A few months ago, the London Mathematical Society introduced, without much fanfare, the De Morgan Journal, a “journal and blog on mathematics education and policy”. It can be found at http://education.lms.ac.uk/.
As the name implies, it does two jobs: it has papers (which can be substantial and presumably pass through some kind of editorial process), and blog posts (which so far are typically reports of things which have appeared elsewhere: some politician makes a speech about maths or IT in schools, or someone compares maths teaching in the USA and Finland, or whatever).
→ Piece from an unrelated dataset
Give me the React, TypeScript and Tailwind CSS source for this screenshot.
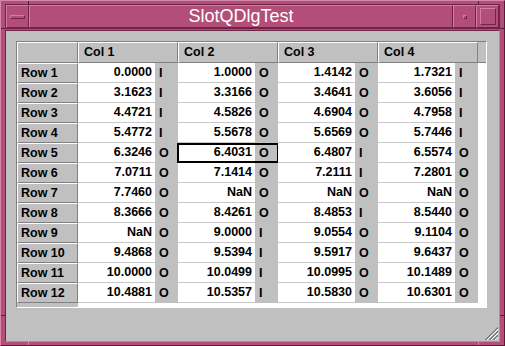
import React from "react";

type Cell = [string, "I" | "O"];

const rows: Cell[][] = [
  [["0.0000", "I"], ["1.0000", "O"], ["1.4142", "O"], ["1.7321", "I"]],
  [["3.1623", "I"], ["3.3166", "O"], ["3.4641", "O"], ["3.6056", "I"]],
  [["4.4721", "I"], ["4.5826", "O"], ["4.6904", "O"], ["4.7958", "I"]],
  [["5.4772", "I"], ["5.5678", "O"], ["5.6569", "O"], ["5.7446", "I"]],
  [["6.3246", "O"], ["6.4031", "O"], ["6.4807", "I"], ["6.5574", "O"]],
  [["7.0711", "O"], ["7.1414", "O"], ["7.2111", "I"], ["7.2801", "O"]],
  [["7.7460", "O"], ["NaN", "O"], ["NaN", "O"], ["NaN", "O"]],
  [["8.3666", "O"], ["8.4261", "O"], ["8.4853", "I"], ["8.5440", "O"]],
  [["NaN", "O"], ["9.0000", "I"], ["9.0554", "O"], ["9.1104", "O"]],
  [["9.4868", "O"], ["9.5394", "I"], ["9.5917", "O"], ["9.6437", "O"]],
  [["10.0000", "O"], ["10.0499", "I"], ["10.0995", "O"], ["10.1489", "O"]],
  [["10.4881", "O"], ["10.5357", "I"], ["10.5830", "O"], ["10.6301", "O"]],
];

const cols = ["Col 1", "Col 2", "Col 3", "Col 4"];

// selected cell: Row 5, Col 2
const current = { row: 4, col: 1 };

const bevel = "border-t border-l border-t-white border-l-white border-b border-r border-b-[#808080] border-r-[#808080]";
const titleBevel = "border-t border-l border-t-[#d07ea2] border-l-[#d07ea2] border-b border-r border-b-[#6f2347] border-r-[#6f2347]";

export default function App() {
  return (
    <div
      className="relative flex h-[346px] w-[505px] flex-col border border-t-[#d589aa] border-l-[#d589aa] border-b-[#5a1a38] border-r-[#5a1a38] bg-[#b24e78] px-[4px] pt-[3px] pb-[3px] text-black"
      style={{ fontFamily: '"Liberation Sans", Arial, sans-serif' }}
    >
      {/* title bar */}
      <div className="flex h-[25px] gap-0 border border-[#6f2347]">
        <div className={`flex w-[23px] items-center justify-center ${titleBevel}`}>
          <div className={`h-[4px] w-[15px] ${titleBevel}`} />
        </div>
        <div className={`flex flex-1 items-center justify-center text-[18px] text-white ${titleBevel}`}>
          SlotQDlgTest
        </div>
        <div className={`flex w-[23px] items-center justify-center ${titleBevel}`}>
          <div className={`h-[4px] w-[4px] ${titleBevel}`} />
        </div>
        <div className={`flex w-[23px] items-center justify-center ${titleBevel}`}>
          <div className={`h-[17px] w-[16px] ${titleBevel}`} />
        </div>
      </div>

      {/* client area */}
      <div className="mt-[1px] flex-1 border border-t-[#6f2347] border-l-[#6f2347] border-b-[#d07ea2] border-r-[#d07ea2] bg-[#c0c0c0] p-[10px]">
        <div className="flex h-[267px] w-[471px] flex-col border border-t-[#808080] border-l-[#808080] border-b-white border-r-white bg-[#c0c0c0] text-[12.5px] font-bold">
          {/* header */}
          <div className="flex h-[21px]">
            <div className={`w-[61px] ${bevel}`} />
            {cols.map((c) => (
              <div key={c} className={`flex w-[100px] items-center pl-[5px] ${bevel}`}>
                {c}
              </div>
            ))}
            <div className="flex-1 border-b border-b-[#808080]" />
          </div>

          {/* body */}
          <div className="flex flex-1 flex-col">
            {rows.map((r, ri) => (
              <div key={ri} className="flex h-[20px]">
                <div className={`flex w-[61px] items-center pl-[3px] ${bevel}`}>Row {ri + 1}</div>
                {r.map(([v, io], ci) => (
                  <div key={ci} className="relative flex w-[100px]">
                    <div className="flex w-[77px] items-center justify-end border-b border-b-[#c8c8c8] bg-white pr-[3px]">
                      {v}
                    </div>
                    <div className="flex w-[23px] items-center pl-[4px]">{io}</div>
                    {current.row === ri && current.col === ci ? (
                      <div className="absolute top-0 bottom-0 left-[-1px] right-[-1px] border-2 border-black" />
                    ) : null}
                  </div>
                ))}
                <div className="flex-1 bg-white" />
              </div>
            ))}
            <div className="flex flex-1">
              <div className="w-[61px]" />
              <div className="flex-1 bg-white" />
            </div>
          </div>
        </div>
      </div>

      {/* frame resize ticks */}
      <div className="absolute top-0 left-[27px] h-[4px] w-px bg-[#5a1a38]" />
      <div className="absolute top-0 right-[25px] h-[4px] w-px bg-[#5a1a38]" />
      <div className="absolute bottom-0 left-[27px] h-[4px] w-px bg-[#d589aa]" />
      <div className="absolute bottom-0 right-[25px] h-[4px] w-px bg-[#d589aa]" />
      <div className="absolute top-[27px] left-0 h-px w-[4px] bg-[#5a1a38]" />
      <div className="absolute top-[27px] right-0 h-px w-[4px] bg-[#5a1a38]" />
      <div className="absolute bottom-[29px] left-0 h-px w-[4px] bg-[#5a1a38]" />
      <div className="absolute bottom-[29px] right-0 h-px w-[4px] bg-[#5a1a38]" />

      {/* size grip */}
      <svg className="absolute right-[6px] bottom-[5px]" width="13" height="13" viewBox="0 0 13 13">
        {[0, 4, 8].map((o) => (
          <g key={o}>
            <line x1={13} y1={o} x2={o} y2={13} stroke="#808080" strokeWidth={1} />
            <line x1={13} y1={o + 1} x2={o + 1} y2={13} stroke="#808080" strokeWidth={1} />
            <line x1={13} y1={o + 2} x2={o + 2} y2={13} stroke="#ffffff" strokeWidth={1} />
          </g>
        ))}
      </svg>
    </div>
  );
}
The very first paper is a reprint of a short article by the eponymous Augustus De Morgan, who was also founder and first president of the London Mathematical Society, about teaching induction – this first appeared in the Penny Cyclopedia in 1838. Two further papers have appeared: Roger Howe on “Three pillars of first grade mathematics”, and David Tall on “Perceptions, operations and proof in undergraduate mathematics”. Neither have attracted any comments as yet.
Some of the posts are more controversial. One reports a study in the USA which shows that
Elementary- and middle-school teachers who help raise their students’ standardized-test scores seem to have a wide-ranging, lasting positive effect on those students’ lives beyond academics, including lower teenage-pregnancy rates and greater college matriculation and adult earnings.
It is not clear whether these teachers raise their students’ test scores by the excellence of their teaching, or by encouraging cheating or feeding the students the test questions in advance. But even this post has not attracted a reply.
This journal and blog is clearly intended to be a forum. I am sure that people who read my blog will have opinions on some of the topics discussed there. Why not take a look, and make a comment, make a posting, or even submit a paper?